Sinema sanatının tüm insanlığın ortak değeri olduğunu dile getiren Şoray, duygularını şöyle dile getirdi:
"Bana bu alkışlarınızla, teveccühünüzle, bu sıcaklığınızla yaşattığınız mutluluğu kelimelerle anlatmam mümkün değil. Festivalin esas sahipleri Antalyalıların katkılarıyla bu akşam muhteşem bir açılış oluyor. Burası adeta bir şölen yeri. Festival, sanatsever Antalyalıların desteğiyle her yıl biraz daha güçlendi ve ülkemizin en kalıcı festivali haline geldi. Festival, Türk sineması için bir gurur oldu.
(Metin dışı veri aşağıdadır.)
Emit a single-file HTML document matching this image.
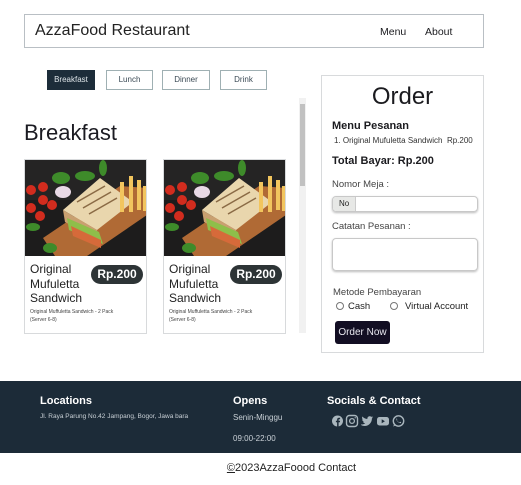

Antalya festivalinin kokusu, havası başka hiçbir yerde yaşanmaz."
Ödülünü kendisi gibi oyuncu olan oğlu Emrah Kolukısa'dan alan Can Kolukısa, hayatının en büyük ve önemli ödülünü aldığını vurguladı.
Ödülünü Başkan Böcek ve Antalya Valisi Münir Karaloğlu'nun elinden alan sanatçı Ahmet Mekin ise kendisini ödüle layık gören herkese teşekkür ederek, festivalin daima Türk sinemasının arkasında durduğunu kaydetti.
Sanatçı Selma Güneri ise ödülünü Kültür ve Turizm Bakanı Mehmet Nuri Ersoy'un elinden aldı.
Güneri, Yeşilçam'ın Türk sineması demek olduğunu, Yeşilçam'ın sinemanın özü anlamına geldiğini belirterek, "Yeşilçam'ı hiçbir zaman göz ardı etmemek gerekli." dedi.
Gecenin sonunda Candan Erçetin ve Anjelika Akbar konser verdi.